If you've experienced lower back pain, you know how uncomfortable it can be - and how much it can affect your day-to-day life.
There are many conditions that have lower back pain as a symptom, but one of the most common reasons for lower back pain is muscle sprains or strains that have been caused by sudden movements, or awkward positions.
If your lower back pain has come on suddenly, after an injury or a result of a specific movement, then there's a good chance that you could have strained your back or experienced a muscle tear. A back strain occurs when a ligament is stretched too far or torn whereas a muscle tear is when a muscle in your back has been injured and has a tear in it. Both of these conditions can be extremely painful, and there are different levels of severity.
Another common cause of back pain is a slipped disk. Your spine has small jelly-filled disks that work to protect the space between the vertebrae. When one of these disks breaks it can push on a nerve, causing sciatica. If you suspect you have sciatica, you can check out our guide on the best sciatica exercises & stretches here [insert link].
In this article, we'll discuss symptoms of a back strain or muscle tear, how to prevent it from happening, and some of the best exercises to build strength and stretches for lower back pain relief.
If you have lower back pain, it could be a symptom of one of the following conditions:
Sometimes lower back pain can be helped significantly from light and low impact aerobic exercise. An example of this is back pain that's caused by sitting in a slouched position for a long period of time.
However, a strained back or a back with a muscle tear may cause the condition to be worsened through aerobic exercise.
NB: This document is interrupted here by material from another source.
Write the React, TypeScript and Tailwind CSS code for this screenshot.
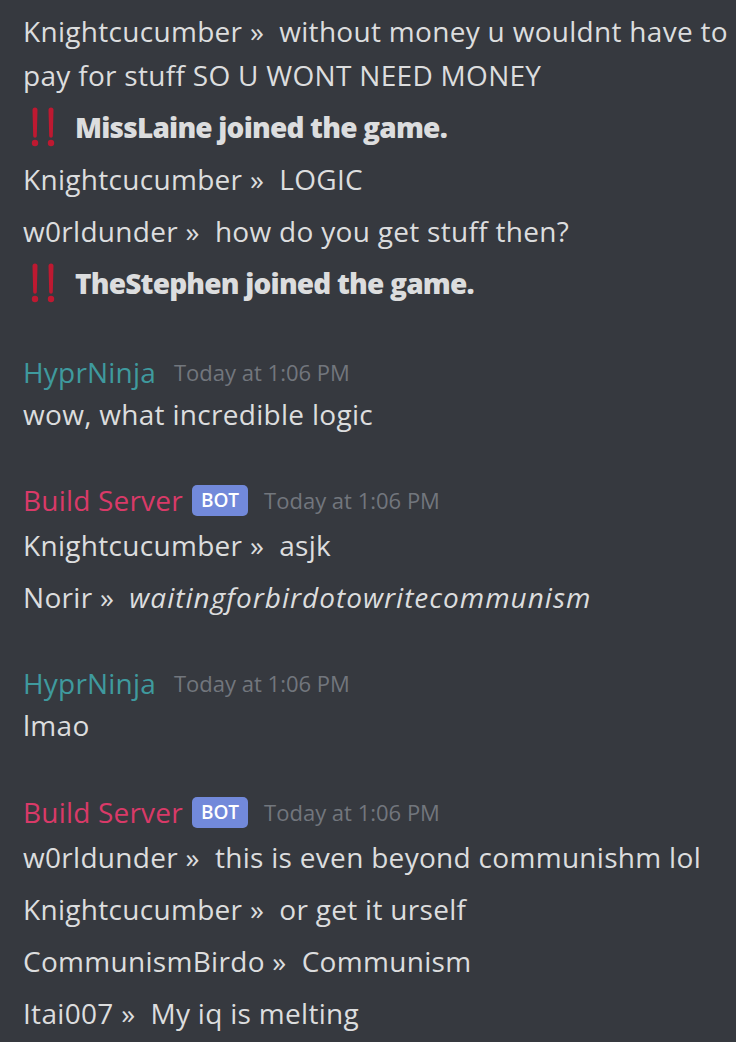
import React from "react";

const font = { fontFamily: "'Open Sans', Lato, sans-serif" };

function Bang() {
  return (
    <svg width="40" height="40" viewBox="0 0 40 40" className="shrink-0">
      <path d="M9.5 3 a2.5 2.5 0 0 1 5 0 L13.8 29 a1.8 1.8 0 0 1 -3.6 0 Z" fill="#be1931" />
      <circle cx="12" cy="36" r="3.2" fill="#be1931" />
      <path d="M25.5 3 a2.5 2.5 0 0 1 5 0 L29.8 29 a1.8 1.8 0 0 1 -3.6 0 Z" fill="#be1931" />
      <circle cx="28" cy="36" r="3.2" fill="#be1931" />
    </svg>
  );
}

function Line({ name, text, italic }: { name?: string; text: string; italic?: boolean }) {
  return (
    <p className="text-[28px] leading-[44px] text-[#dcddde] mb-[8px] tracking-[0.3px]">
      {name ? `${name} \u00bb\u00a0 ` : ""}
      {italic ? <em className="tracking-[1px]">{text}</em> : text}
    </p>
  );
}

function Joined({ text }: { text: string }) {
  return (
    <div className="flex items-center h-[44px] mb-[8px]">
      <Bang />
      <span className="ml-[12px] text-[28px] font-extrabold text-[#dcddde] tracking-[-0.8px]">{text}</span>
    </div>
  );
}

function Header({ name, color, bot }: { name: string; color: string; bot?: boolean }) {
  return (
    <div className={`flex items-center h-[40px] ${bot ? "mb-[3px]" : "mb-0"}`}>
      <span className="text-[28px] tracking-[0.2px]" style={{ color }}>
        {name}
      </span>
      {bot && (
        <span className="ml-[9px] h-[31px] px-[9px] rounded-[5px] bg-[#7289da] text-white text-[19px] leading-[31px] font-semibold">
          BOT
        </span>
      )}
      <span className={`${bot ? "ml-[16px]" : "ml-[18px]"} text-[22px] text-[#72767d]`}>
        Today at 1:06 PM
      </span>
    </div>
  );
}

export default function App() {
  return (
    <div className="w-[736px] h-[1042px] bg-[#36393f] overflow-hidden pl-[23px] pr-[6px] pt-[9px]" style={font}>
      <div>
        <Line name="Knightcucumber" text="without money u wouldnt have to pay for stuff SO U WONT NEED MONEY" />
        <Joined text="MissLaine joined the game." />
        <Line name="Knightcucumber" text="LOGIC" />
        <Line name="w0rldunder" text="how do you get stuff then?" />
        <Joined text="TheStephen joined the game." />
      </div>
      <div className="mt-[47px]">
        <Header name="HyprNinja" color="#3f9a9e" />
        <Line text="wow, what incredible logic" />
      </div>
      <div className="mt-[44px]">
        <Header name="Build Server" color="#d93a68" bot />
        <Line name="Knightcucumber" text="asjk" />
        <Line name="Norir" text="waitingforbirdotowritecommunism" italic />
      </div>
      <div className="mt-[44px]">
        <Header name="HyprNinja" color="#3f9a9e" />
        <Line text="lmao" />
      </div>
      <div className="mt-[45px]">
        <Header name="Build Server" color="#d93a68" bot />
        <Line name="w0rldunder" text="this is even beyond communishm lol" />
        <Line name="Knightcucumber" text="or get it urself" />
        <Line name="CommunismBirdo" text="Communism" />
        <Line name="Itai007" text="My iq is melting" />
      </div>
    </div>
  );
}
For severe strains and muscle tears, rest and activity avoidance are highly recommended. Many cases of sciatica can be worsened - and be considerably harder to treat - if aerobic exercise is done.
For this reason, you should always consult a medical professional before doing any exercises or sport if you are experiencing lower back pain.
You can help to prevent lower back pain by strengthening muscles through the core of your body so that your spine is well supported. Lower back pain is commonly caused by weak abdominal muscles because the abdominals sit at the core of the spine. So, if these muscles are weak and aren't able to support your spine properly, then other muscles - like your back muscles - will have to take on excessive stress, which can lead to a back injury. To target and build the abdominal muscles specifically, you can do the 'Russian twist' as detailed above.
If you work full-time hours in an office job, you'll probably spend around 30-40 hours a week sitting in a desk chair working at a computer in front of you. This position can be very stressful for your spine, and make you prone to lower back pain.
Slouching forward while at a desk is damaging to your spine as it can cause problems like disc degeneration. There are many ergonomic office chairs on the market that can help you align correctly and support your back properly.
Many yoga poses, like the downward dog and child's pose, are great for stretching and aligning the spine. They also help to relieve tension and strengthen the surrounding muscles and make the back more flexible. All of these things can significantly help prevent back injuries.
Even if you're not an avid yogi, regularly stretching at just one yoga session per week can help to prevent muscles tears and strains from occurring in the back.
Lifting things up is almost a daily occurrence for many people - and even if you're lifting something light, if you move the wrong way you can cause a tear or strain to happen in your lower back. Learning to lift correctly is very easy, and is a great preventative measure for lower back pain. When lifting anything, you should ensure that you always bend from the knees, rather than lean over and the waist to pick up the item.
Extra body weight adds extra stress on the spine and joints and excessive belly fat can cause the lower back to slant forward. Both of these things can cause back strains and sprains. To avoid putting extra stress on your back, your should try and stay within a healthy weight range for your height. A good measurement is a BMI (body mass index) which is a figure that measures body far that is calculated by your weight and height.
A podiatrist is a doctor of the lower limbs and feet, so you may be wondering how they can help with lower back pain? If lower back pain is caused by sciatica, then it's something that podiatrist actually specialise in, because this nerve runs all the way down through the legs.
A podiatrist is a trained medical professional and will be able to assess your condition and determine whether treatment from them is best - of if you need help from a chiropractor, physiotherapist, GP or surgeon. In many cases, where a GP suspects sciatica, they will actually refer patients to a podiatrist for further testing.